#### Stored data ####

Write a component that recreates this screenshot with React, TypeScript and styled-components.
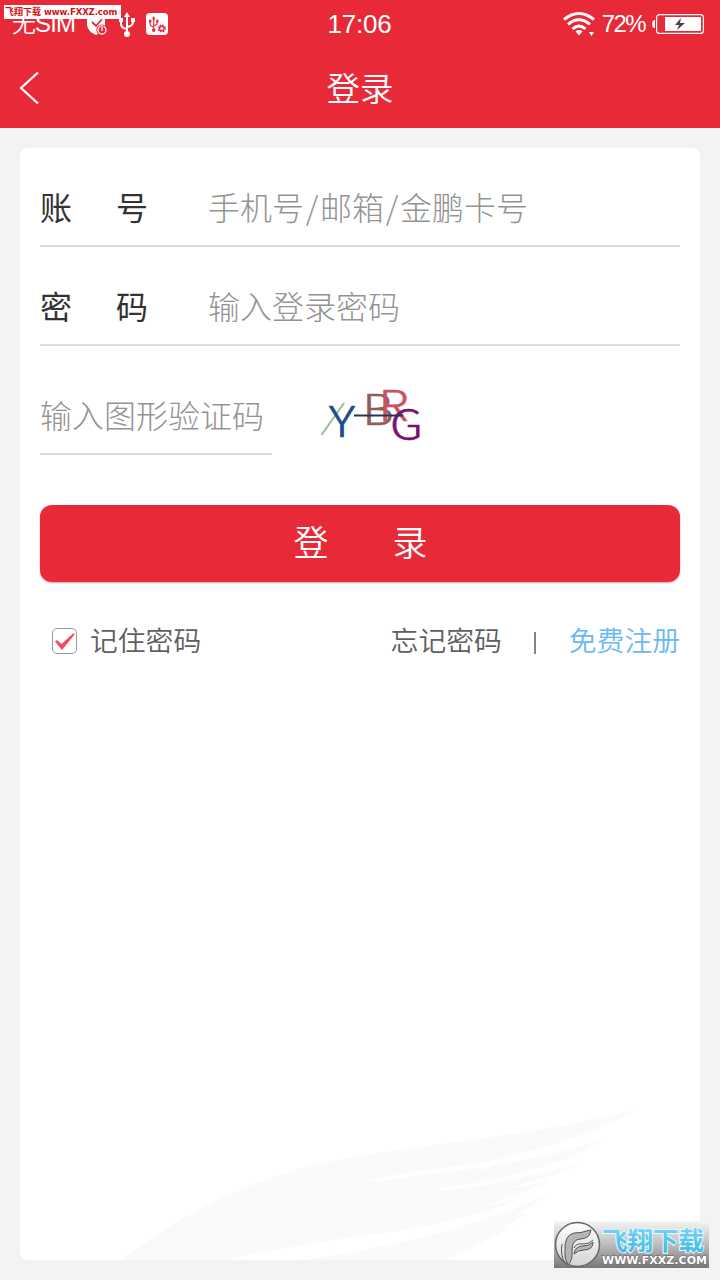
import React from "react";
import styled, { createGlobalStyle } from "styled-components";

const Global = createGlobalStyle`
  * { box-sizing: border-box; }
  html, body { margin: 0; padding: 0; background: #f3f3f3; }
  body { font-family: "Noto Sans CJK SC", sans-serif; }
`;

const Screen = styled.div`
  position: relative;
  width: 720px;
  height: 1280px;
  display: flex;
  flex-direction: column;
  background: #f3f3f3;
  overflow: hidden;
`;

const Header = styled.header`
  flex: none;
  height: 128px;
  background: #e82a38;
  color: #fff;
`;

const StatusBar = styled.div`
  height: 48px;
  display: grid;
  grid-template-columns: 1fr auto 1fr;
  align-items: center;
  padding: 0 16px 0 12px;
  font-family: "Liberation Sans", "Noto Sans CJK SC", sans-serif;
`;

const StatusGroup = styled.div<{ $end?: boolean }>`
  display: flex;
  align-items: center;
  justify-content: ${(p) => (p.$end ? "flex-end" : "flex-start")};
  height: 48px;
  svg { display: block; flex: none; }
`;

const Carrier = styled.span`
  font-size: 24px;
  line-height: 48px;
  height: 48px;
  width: 73px;
  letter-spacing: -0.9px;
  font-weight: 350;
  white-space: nowrap;
`;

const Clock = styled.span`
  font-size: 26px;
  line-height: 46px;
  letter-spacing: -0.2px;
  margin-right: 2px;
  margin-left: 5px;
`;

const Percent = styled.span`
  font-size: 24px;
  line-height: 48px;
  letter-spacing: -1.6px;
  margin: 0 7px 0 7px;
`;

const NavBar = styled.div`
  height: 80px;
  display: grid;
  grid-template-columns: 60px 1fr 60px;
  align-items: center;
  svg { display: block; margin-left: 18px; }
`;

const Title = styled.h1`
  margin: 0;
  font-size: 33.5px;
  line-height: 78px;
  height: 80px;
  font-weight: 350;
  text-align: center;
`;

const Card = styled.main`
  margin: 20px;
  flex: 1;
  display: flex;
  flex-direction: column;
  background: #fff;
  border-radius: 8px;
  overflow: hidden;
`;

const Form = styled.div`
  padding: 0 20px;
`;

const Field = styled.div<{ $height: number; $width?: string }>`
  width: ${(p) => p.$width ?? "100%"};
  height: ${(p) => p.$height}px;
  padding-bottom: 16px;
  border-bottom: 2px solid #dcdcdc;
  display: flex;
  align-items: flex-end;
  font-size: 32px;
  line-height: 46px;
`;

const Label = styled.span`
  display: flex;
  justify-content: space-between;
  width: 108px;
  margin-right: 60px;
  color: #333;
`;

const Placeholder = styled.span`
  color: #939393;
  font-weight: 300;
  white-space: nowrap;
`;

const Slash = styled.span`
  display: inline-block;
  width: 16px;
  text-align: center;
`;

const CaptchaRow = styled.div`
  display: flex;
  svg { display: block; margin: 34px 0 0 46px; overflow: visible; }
`;

const Submit = styled.button`
  display: flex;
  justify-content: center;
  gap: 64px;
  width: 100%;
  height: 77px;
  margin: 50px 0 0;
  padding: 0 0 0 1px;
  border: 0;
  border-radius: 12px;
  background: #e82a38;
  box-shadow: 0 1px 2px rgba(80, 0, 0, 0.35);
  color: #fff;
  font-family: inherit;
  font-size: 35px;
  font-weight: 350;
  line-height: 72px;
`;

const Options = styled.div`
  display: flex;
  align-items: center;
  margin-top: 37px;
  height: 40px;
  padding-left: 12px;
  font-size: 27.8px;
  font-weight: 350;
  line-height: 40px;
  color: #606060;
  white-space: nowrap;
`;

const CheckBox = styled.span`
  display: flex;
  width: 25px;
  height: 26px;
  margin: 4px 13px 0 0;
  border: 1px solid #999;
  border-radius: 5px;
  svg { display: block; }
`;

const Links = styled.div`
  display: flex;
  margin-left: auto;
`;

const Separator = styled.span`
  width: 2px;
  height: 22px;
  margin: 13px 33px 0 32px;
  background: #858585;
`;

const Register = styled.span`
  color: #6cb8f2;
`;

const Wing = styled.svg`
  display: block;
  flex: none;
  width: 680px;
  height: 170px;
  margin-top: auto;
`;

const SiteTag = styled.div`
  position: absolute;
  left: 4px;
  top: 5px;
  width: 117px;
  height: 14px;
  padding-left: 1px;
  display: flex;
  align-items: center;
  gap: 3px;
  background: #fff;
  color: #d80f12;
  font-size: 9px;
  line-height: 14px;
  font-weight: 700;
  white-space: nowrap;
`;

const TagUrl = styled.span`
  font-family: "DejaVu Sans", sans-serif;
  font-size: 8.5px;
  letter-spacing: -0.08px;
`;

const SiteBadge = styled.div`
  position: absolute;
  left: 554px;
  top: 1221px;
  width: 155px;
  height: 47px;
  svg { display: block; }
`;

const StatusIcon = styled.svg<{ $gap?: number }>`
  margin-left: ${(p) => p.$gap ?? 0}px;
`;

const UsbMark = () => (
  <g fill="none" stroke="currentColor" strokeWidth="2">
    <path d="M8 3v19M2 9v3q0 4 6 5M14 8v2q0 4-6 5" />
    <path d="M8 0l3 5H5zM0 6h4v4H0zM12 6h4v4h-4z" fill="currentColor" stroke="none" />
    <circle cx="8" cy="22" r="3" fill="currentColor" stroke="none" />
  </g>
);

export default function App() {
  return (
    <Screen>
      <Global />
      <Header>
        <StatusBar>
          <StatusGroup>
            <Carrier>无SIM</Carrier>
            <StatusIcon width="25" height="26" viewBox="0 0 25 26">
              <path d="M2 4L11 1l9 3v10q-1 7-9 10Q3 21 2 14z" fill="#fff" />
              <path d="M7 11l4 4 6-7" fill="none" stroke="#e82a38" strokeWidth="1.8" />
              <circle cx="17" cy="19" r="5.6" fill="#e82a38" />
              <circle cx="17" cy="19" r="4" fill="none" stroke="#fff" strokeWidth="1.3" />
              <path d="M17 14v6" stroke="#e82a38" strokeWidth="3" />
              <path d="M17 14v6" stroke="#fff" strokeWidth="1.2" />
            </StatusIcon>
            <StatusIcon $gap={9} width="16" height="25" viewBox="0 0 16 25">
              <UsbMark />
            </StatusIcon>
            <StatusIcon $gap={11} width="22" height="22" viewBox="0 0 22 22">
              <rect width="22" height="22" rx="4" fill="#fff" />
              <g color="#e82a38" transform="translate(3 3) scale(.59 .64)"><UsbMark /></g>
              <circle cx="15.8" cy="15.5" r="3.4" fill="none" stroke="#e82a38" strokeWidth="1.4" strokeDasharray="1.6 1.07" />
              <circle cx="15.8" cy="15.5" r="2.3" fill="none" stroke="#e82a38" strokeWidth="1.4" />
            </StatusIcon>
          </StatusGroup>
          <Clock>17:06</Clock>
          <StatusGroup $end>
            <svg width="32" height="24" viewBox="0 0 32 24">
              <g fill="none" stroke="#fff" strokeWidth="2.9">
                <path d="M1 7.5Q16-4.500 31 7.500" />
                <path d="M5 12.3Q16 3 27 12.3" />
                <path d="M9.5 17Q16 11 22.5 17" />
              </g>
              <path d="M12.5 19.3Q16 16.5 19.5 19.3L16 23.5zM26 20h5l-2.5 4z" fill="#fff" />
            </svg>
            <Percent>72%</Percent>
            <svg width="52" height="20" viewBox="0 0 52 20">
              <path d="M3 6v8H2Q0 13 0 10t2-4z" fill="#fff" />
              <rect x="4.6" y=".6" width="46.8" height="18.8" rx="3" fill="none" stroke="#fff" strokeWidth="1.2" />
              <rect x="13" y="3" width="36" height="14" fill="#fff" />
              <path d="M29 4l-6 7h4l-2 5 8-7h-5z" fill="#444" />
            </svg>
          </StatusGroup>
        </StatusBar>
        <NavBar>
          <svg width="22" height="34" viewBox="0 0 22 34">
            <path d="M20 1.5L3 17l17 15.5" fill="none" stroke="#fff" strokeWidth="2.2" />
          </svg>
          <Title>登录</Title>
        </NavBar>
      </Header>

      <Card>
        <Form>
          <Field $height={99}>
            <Label><span>账</span><span>号</span></Label>
            <Placeholder>手机号<Slash>/</Slash>邮箱<Slash>/</Slash>金鹏卡号</Placeholder>
          </Field>
          <Field $height={99}>
            <Label><span>密</span><span>码</span></Label>
            <Placeholder>输入登录密码</Placeholder>
          </Field>
          <CaptchaRow>
            <Field $height={109} $width="232px">
              <Placeholder>输入图形验证码</Placeholder>
            </Field>
            <svg width="110" height="70" viewBox="318 380 110 70" fontFamily="Noto Sans CJK SC, sans-serif" fontWeight="300">
              <path d="M321.500 435L344 403" stroke="#94bd9b" strokeWidth="2" />
              <text x="329" y="437" fontSize="43" textLength="26" lengthAdjust="spacingAndGlyphs" fill="#1c4b8b" stroke="#1c4b8b" strokeWidth=".6">Y</text>
              <text x="362.500" y="425" fontSize="42" textLength="31" lengthAdjust="spacingAndGlyphs" fill="#925c5c" stroke="#925c5c" strokeWidth=".6">B</text>
              <text x="378.500" y="421" fontSize="42" textLength="30" lengthAdjust="spacingAndGlyphs" fill="#cb5361" stroke="#cb5361" strokeWidth=".6">R</text>
              <text x="390" y="438.500" fontSize="40" textLength="33" lengthAdjust="spacingAndGlyphs" fill="#7b116d" stroke="#7b116d" strokeWidth=".5">G</text>
              <path d="M354 415.500H403" stroke="#24345a" strokeWidth="2" />
            </svg>
          </CaptchaRow>
          <Submit><span>登</span><span>录</span></Submit>
          <Options>
            <CheckBox>
              <svg width="23" height="24" viewBox="0 0 23 24">
                <path d="M2 12.500L4 11l4.500 4L20 4.500l2 .5L9 21z" fill="#f34b5c" />
              </svg>
            </CheckBox>
            <span>记住密码</span>
            <Links>
              <span>忘记密码</span>
              <Separator />
              <Register>免费注册</Register>
            </Links>
          </Options>
        </Form>
        <Wing viewBox="0 0 1523 510" preserveAspectRatio="none">
          <path
            fill="#fafafa"
            d="M228 510Q450 280 700 213C850 170 1150 140 1385 57Q1260 150 1040 218Q840 248 765 278Q830 270 1000 238Q1190 205 1310 145L1270 172L1285 170L1230 202Q1160 240 1045 272L1035 280L950 298Q1060 290 1140 256L1195 236L1130 265L1265 218L1220 242Q1120 290 1010 322L1190 270Q1100 330 980 368L1120 325Q1010 390 850 422Q620 462 460 510z"
          />
          <path fill="#fafafa" d="M630 510Q960 450 1190 308L1105 382L1140 368L1060 430L1105 408Q1030 470 950 510z" />
          <path fill="#fff" d="M936 294Q985 290 1035 275L1028 283Q970 302 940 299zM1010 240L1055 227L1045 236z" />
        </Wing>
      </Card>

      <SiteTag><span>飞翔下载</span><TagUrl>www.FXXZ.com</TagUrl></SiteTag>
      <SiteBadge>
        <svg width="155" height="47" viewBox="0 0 155 47">
          <defs>
            <linearGradient id="plate" x2="0" y2="1">
              <stop offset="0" stopColor="#f5f5f5" />
              <stop offset=".5" stopColor="#bdbdbd" />
              <stop offset="1" stopColor="#777" />
            </linearGradient>
            <linearGradient id="disc" x2="0" y2="1">
              <stop offset="0" stopColor="#fff" />
              <stop offset="1" stopColor="#d4d4d4" />
            </linearGradient>
            <linearGradient id="cyan" x2="0" y2="1">
              <stop offset=".2" stopColor="#7bd4f2" />
              <stop offset="1" stopColor="#35b5e2" />
            </linearGradient>
          </defs>
          <rect width="155" height="47" fill="url(#plate)" />
          <circle cx="23.500" cy="23.500" r="22" fill="url(#disc)" stroke="#666" strokeWidth="1.5" />
          <g fill="#b5b5b5" stroke="#555" strokeWidth="1">
            <path d="M14 44Q10 37 11 30Q10 14 20 12Q28 12 32 10L37 9Q36 18 26 18Q18 19 18 29Q19 39 14 44z" />
            <path d="M11 42Q6 34 8 23" fill="none" />
            <path d="M20 33Q21 25 29 25Q36 25 39 21Q39 29 30 29Q24 29 20 33z" />
            <path d="M20 27Q22 22 29 23Q36 23 39 19" fill="none" />
          </g>
          <text x="48" y="28.500" fontFamily="Noto Sans CJK SC, sans-serif" fontSize="25.500" fontWeight="700" textLength="102" fill="url(#cyan)" stroke="#e8f8ff" strokeWidth="2" paintOrder="stroke">飞翔下载</text>
          <text x="48" y="43" fontFamily="DejaVu Sans, sans-serif" fontSize="10.500" fontWeight="700" textLength="105" lengthAdjust="spacingAndGlyphs" fill="#fff" stroke="#666" strokeWidth="1" paintOrder="stroke">WWW.FXXZ.COM</text>
        </svg>
      </SiteBadge>
    </Screen>
  );
}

####

Look for "React" and pull out every line that has it.

Write a component that recreates this screenshot with React, TypeScript and styled-components.
import React from "react";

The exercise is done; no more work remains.